COP 28 : les religions unies face à l’urgence climatique

Jamais une COP n’aura suscité autant de scepticisme. Le 30 novembre s’est ouverte à Dubaï, aux Émirats arabes unis, la 28ème Conférence des Parties, regroupant les États signataires de la convention-cadre des Nations unies sur les changements climatiques (CCNUCC) adoptée lors du Sommet de la Terre de Rio en 1992. Les Émirats arabes unis, monarchie pétrolière du golfe Persique et l’une des figures de proue d’une économie mondiale basée sur l’or noir, alors même que les appels à un abandon rapide des énergies fossiles se multiplient… Comme si le symbole ne suffisait pas, la COP 28 est présidée par le patron d’une des principales firmes pétrolières du pays. Alors que nombre de scientifiques et d’ONG parlent de cette COP comme d’une mascarade, et qu’Antonio Guterres, le secrétaire général de l’ONU, dénonce le manque de « volonté politique » pour éviter la « catastrophe » climatique, le monde des religions, lui aussi, se mobilise face à l’urgence. La sauvegarde de la création est une thématique qui prend une place croissante dans les milieux religieux – et c’est aussi le cas au Défap, où elle fait partie des priorités de son programme d’action. En France, à la veille de l’ouverture de la COP de Dubaï, la Conférence des responsables de culte a remis une lettre de plaidoyer à Emmanuel Macron.

© Maxpixel.net

Plaidoyer de la Conférence des responsables de culte en France vers la COP28

Paris, le 28 novembre 2023

Monsieur le Président,

Nous, représentants des confessions bouddhiste, juive, catholique, protestante, orthodoxe et musulmane de notre pays, vous interpellons solennellement en vue de la COP28, et plus largement, sur le profond bouleversement écologique et du vivant provoqué par les activités humaines. La France doit hisser sa réponse à la hauteur de l’urgence du bouleversement climatique en cours, au risque d’accélération de la perte de biodiversité et au dépassement des limites planétaires. Notre pays doit s’engager plus résolument encore qu’il ne l’a fait au niveau international.

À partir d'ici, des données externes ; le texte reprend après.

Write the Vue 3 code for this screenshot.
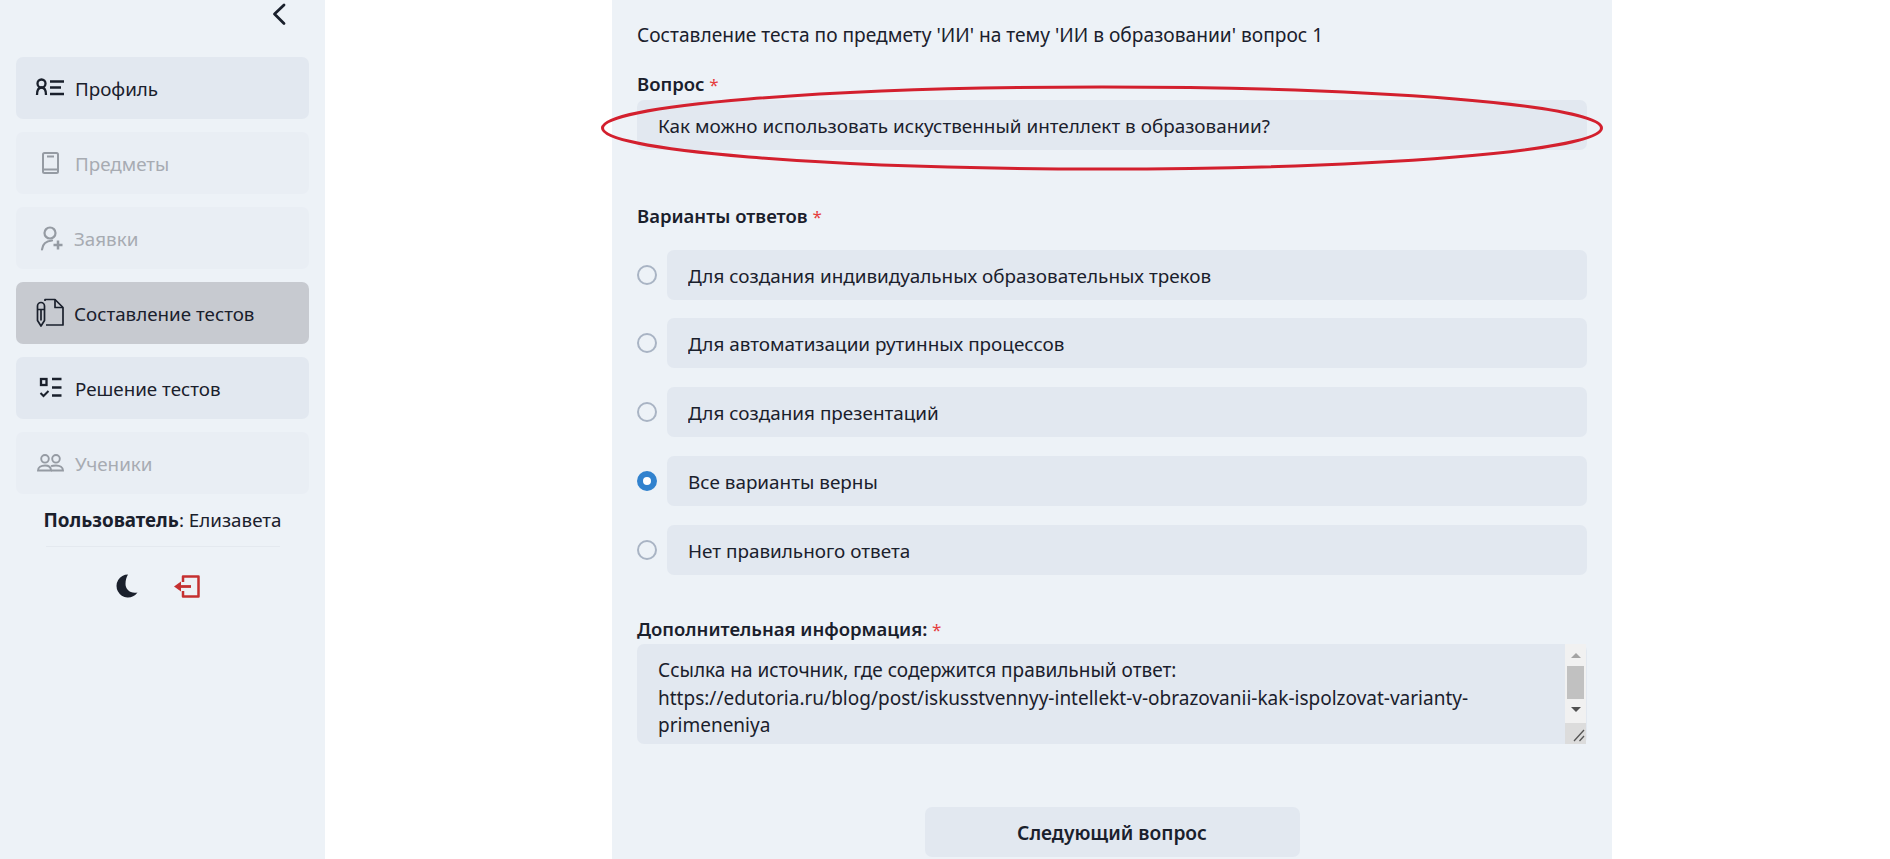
<template>
  <div class="page">
    <aside class="sidebar">
      <div class="collapse-row">
        <svg class="chevron" width="16" height="24" viewBox="0 0 16 24" fill="none">
          <path d="M13 3 3.5 12 13 21.500" stroke="#1a202c" stroke-width="2.800" stroke-linecap="round" stroke-linejoin="round" />
        </svg>
      </div>

      <nav class="menu">
        <div
          v-for="item in menu"
          :key="item.label"
          class="menu-item"
          :class="{ disabled: item.disabled, active: item.active }"
        >
          <span class="menu-icon" :style="{ width: item.iconWidth + 'px' }">
            <svg v-if="item.icon === 'profile'" width="30" height="20" viewBox="0 0 30 20" fill="none" stroke="#1a202c" stroke-width="2.300">
              <circle cx="6.500" cy="5.500" r="4" />
              <path d="M2 17c0-5 1-7.500 4.500-7.500S11 12 11 17" />
              <path d="M15 3.500h14M15 9.500h11M15 16h14" />
            </svg>
            <svg v-else-if="item.icon === 'book'" width="26" height="24" viewBox="0 0 26 24" fill="none" stroke="#1a202c" stroke-width="2">
              <rect x="8" y="2" width="15" height="20" rx="1.500" />
              <path d="M8 18.500h15" />
              <path d="M12 5.500h7" />
            </svg>
            <svg v-else-if="item.icon === 'request'" width="28" height="25" viewBox="0 0 28 25" fill="none" stroke="#1a202c" stroke-width="2.200">
              <circle cx="15" cy="7" r="5.500" />
              <path d="M7 23.500c.5-5 4-8.500 10-9" stroke-linecap="round" />
              <path d="M23 14.500v9M18.500 19h9" stroke-width="2.500" />
            </svg>
            <svg v-else-if="item.icon === 'compose'" width="29" height="30" viewBox="0 0 29 30" fill="none" stroke="#1a202c" stroke-width="1.700" stroke-linejoin="round">
              <path d="M10 3V1.500h10L28 9.500V27H11" />
              <path d="M20 1.500v8h8" />
              <path d="M2.500 8a3.500 3.500 0 0 1 7 0v14.500L6 28l-3.500-5.500z" />
              <path d="M2.500 11.500h7M6 11.500v11" />
            </svg>
            <svg v-else-if="item.icon === 'solve'" width="27" height="22" viewBox="0 0 27 22" fill="none" stroke="#1a202c" stroke-width="2.300">
              <rect x="6" y="2" width="5.500" height="6" />
              <path d="M17 2h9.500M17 10.500h9.500M17 18.500h9.500" />
              <path d="M5.500 16l3 3 5-5" stroke-width="2" />
            </svg>
            <svg v-else-if="item.icon === 'students'" width="29" height="19" viewBox="0 0 29 19" fill="none" stroke="#1a202c" stroke-width="1.900">
              <circle cx="10" cy="4.800" r="3.800" />
              <circle cx="21" cy="4.800" r="3.800" />
              <path d="M3 16.500c0-3 3-5 7-5s6 2 6 5z" />
              <path d="M16 12.200c1.300-.5 3-.7 5-.7 4 0 7 2 7 5H16" />
            </svg>
          </span>
          <span class="menu-label">{{ item.label }}</span>
        </div>
      </nav>

      <p class="user-line"><b>Пользователь</b>: Елизавета</p>
      <hr class="divider" />

      <div class="side-actions">
        <svg width="22" height="24" viewBox="0 0 22 24">
          <path d="M12 .5A11.500 11.500 0 1 0 21.500 18.500C14 20 9.500 15 9.500 10 9.500 6 10.500 3 12 .5z" fill="#1a202c" />
        </svg>
        <svg width="27" height="24" viewBox="0 0 27 24" fill="none" stroke="#c53030" stroke-width="2.500" stroke-linejoin="round">
          <path d="M10 8V2.500h15.500v20H10V17" />
          <path d="M6 12.500h12" stroke-width="2.800" />
          <path d="M8 7.500 1 12.500 8 17.500z" fill="#c53030" stroke="none" />
        </svg>
      </div>
    </aside>

    <main class="content">
      <section class="panel">
        <p class="title">Составление теста по предмету 'ИИ' на тему 'ИИ в образовании' вопрос 1</p>

        <label class="field-label">Вопрос <span class="req">*</span></label>
        <input class="text-input" type="text" readonly :value="question" />

        <label class="field-label answers-label">Варианты ответов <span class="req">*</span></label>
        <div class="options">
          <div v-for="(opt, i) in options" :key="opt" class="option">
            <span class="radio" :class="{ checked: i === correct }"></span>
            <input class="text-input option-input" type="text" readonly :value="opt" />
          </div>
        </div>

        <label class="field-label info-label">Дополнительная информация: <span class="req">*</span></label>
        <div class="textarea-wrap">
          <textarea class="text-area" readonly :value="info"></textarea>
          <div class="scrollbar">
            <span class="arrow up"></span>
            <span class="thumb"></span>
            <span class="arrow down"></span>
            <span class="resizer">
              <svg width="21" height="21" viewBox="0 0 21 21" fill="none" stroke="#555" stroke-width="1.300">
                <path d="M9 18 19 7M14.500 18 19 13" />
              </svg>
            </span>
          </div>
        </div>

        <button class="next-btn" type="button">Следующий вопрос</button>
      </section>

      <!-- красная пометка поверх поля вопроса -->
      <svg class="mark" width="1010" height="95" viewBox="0 0 1010 95" fill="none">
        <ellipse cx="505" cy="47" rx="499.500" ry="41" stroke="#d3202e" stroke-width="3" />
      </svg>
    </main>
  </div>
</template>

<script setup>
const menu = [
  { label: 'Профиль', icon: 'profile', iconWidth: 40 },
  { label: 'Предметы', icon: 'book', iconWidth: 40, disabled: true },
  { label: 'Заявки', icon: 'request', iconWidth: 39, disabled: true },
  { label: 'Составление тестов', icon: 'compose', iconWidth: 39, active: true },
  { label: 'Решение тестов', icon: 'solve', iconWidth: 40 },
  { label: 'Ученики', icon: 'students', iconWidth: 40, disabled: true }
]

const question = 'Как можно использовать искуственный интеллект в образовании?'

const options = [
  'Для создания индивидуальных образовательных треков',
  'Для автоматизации рутинных процессов',
  'Для создания презентаций',
  'Все варианты верны',
  'Нет правильного ответа'
]
const correct = 3

const info =
  'Ссылка на источник, где содержится правильный ответ:\nhttps://edutoria.ru/blog/post/iskusstvennyy-intellekt-v-obrazovanii-kak-ispolzovat-varianty-primeneniya'
</script>

<style>
html,
body {
  margin: 0;
  background: #fff;
  overflow: hidden;
}
</style>

<style scoped>
.page {
  display: flex;
  height: 859px;
  overflow: hidden;
  font-family: "Noto Sans", "Open Sans", sans-serif;
  font-size: 19.150px;
  line-height: 27px;
  color: #1a202c;
}

.sidebar {
  width: 325px;
  flex: none;
  box-sizing: border-box;
  padding: 0 16px;
  background: #edf2f7;
  font-size: 18.800px;
}

.collapse-row {
  display: flex;
  justify-content: flex-end;
  height: 57px;
  padding: 2px 22px 0 0;
  box-sizing: border-box;
}

.menu {
  display: flex;
  flex-direction: column;
  gap: 13px;
}

.menu-item {
  display: flex;
  align-items: center;
  height: 62px;
  padding-left: 19px;
  border-radius: 7px;
  background: #e2e8f0;
}

.menu-item.disabled {
  background: #e9eef4;
  color: #a7abb2;
}

.menu-item.disabled svg {
  opacity: 0.4;
}

.menu-item.active {
  background: #c7cad0;
}

.menu-icon {
  display: flex;
  flex: none;
  align-items: center;
}

.menu-label {
  padding-top: 2px;
}

.user-line {
  margin: 13px 0 0;
  text-align: center;
}

.divider {
  width: 234px;
  margin: 12px auto 0;
  border: 0;
  border-top: 1px solid #e4e9ef;
}

.side-actions {
  display: flex;
  justify-content: center;
  align-items: center;
  gap: 35px;
  margin-top: 27px;
  padding-right: 9px;
}

.content {
  position: relative;
  flex: 1;
  min-width: 0;
}

.panel {
  width: 1000px;
  min-height: 859px;
  box-sizing: border-box;
  margin-left: 287px;
  padding: 22px 25px 0;
  background: #edf2f7;
}

.title {
  margin: 0 0 21px;
}

.field-label {
  display: block;
  height: 27px;
  margin-bottom: 3px;
  font-size: 18.500px;
  font-weight: 600;
}

.req {
  font-size: 17px;
  line-height: 1;
  font-weight: 400;
  color: #e53e3e;
}

.text-input {
  display: block;
  width: 100%;
  height: 50px;
  box-sizing: border-box;
  padding: 2px 21px 0;
  border: 0;
  border-radius: 7px;
  outline: 0;
  background: #e2e8f0;
  font: inherit;
  font-size: 18.900px;
  color: #1a202c;
}

.answers-label {
  margin-top: 52px;
  margin-bottom: 20.500px;
}

.options {
  display: flex;
  flex-direction: column;
  gap: 18.750px;
}

.option {
  display: flex;
  align-items: center;
  gap: 10px;
}

.radio {
  flex: none;
  width: 20px;
  height: 20px;
  box-sizing: border-box;
  border: 2px solid #a9b4c4;
  border-radius: 50%;
}

.radio.checked {
  border: 6px solid #3182ce;
  background: #fff;
}

.option-input {
  flex: 1;
  min-width: 0;
}

.info-label {
  margin-top: 40.500px;
  margin-bottom: 2px;
}

.textarea-wrap {
  position: relative;
  height: 100px;
}

.text-area {
  display: block;
  width: 100%;
  height: 100px;
  box-sizing: border-box;
  padding: 13px 42px 0 21px;
  border: 0;
  border-radius: 7px;
  outline: 0;
  resize: none;
  overflow: hidden;
  background: #e2e8f0;
  font: inherit;
  font-size: 19px;
  line-height: 27.500px;
  color: #1a202c;
}

.scrollbar {
  position: absolute;
  top: 0;
  right: 1px;
  bottom: 0;
  display: flex;
  flex-direction: column;
  align-items: center;
  width: 21px;
  background: #f1f1f1;
}

.arrow {
  flex: none;
  width: 0;
  height: 0;
  border-left: 5px solid transparent;
  border-right: 5px solid transparent;
}

.arrow.up {
  margin-top: 9px;
  border-bottom: 5px solid #a3a3a3;
}

.arrow.down {
  margin-top: 8px;
  border-top: 5px solid #505050;
}

.thumb {
  flex: none;
  width: 17px;
  height: 33px;
  margin-top: 8px;
  background: #c1c1c1;
}

.resizer {
  display: block;
  width: 21px;
  height: 21px;
  margin-top: auto;
  background: #dcdcdc;
}

.next-btn {
  display: block;
  width: 375px;
  height: 50px;
  margin: 63px auto 0;
  border: 0;
  border-radius: 7px;
  background: #e2e8f0;
  font: inherit;
  font-size: 19.200px;
  font-weight: 600;
  color: #1a202c;
}

.mark {
  position: absolute;
  top: 81px;
  left: 272px;
  pointer-events: none;
}
</style>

« Nous avons ouvert les portes de l’enfer », affirme le secrétaire général des Nations unies. À tout le moins, alors que notre monde s’approche peut-être d’un point de rupture, nous avons la responsabilité de sauvegarder les conditions d’habitabilité de la Terre pour nous et le vivant. Les scientifiques ne cessent d’alerter contre les graves périls qui nous menacent. La température augmente à un rythme inédit, à cause des émissions anthropiques de gaz à effet de serre (GES), d’abord produites par la combustion des énergies fossiles. Le seuil d’augmentation de 1,5 °C fixé par l’Accord de Paris pourrait déjà être atteint dans les six années à venir. Nous sommes dans une situation d’extrême urgence ; avec gravité, nous nous alarmons qu’elle ne soit pas reconnue comme telle. Nous nous inquiétons aussi de la remontée du climato-scepticisme.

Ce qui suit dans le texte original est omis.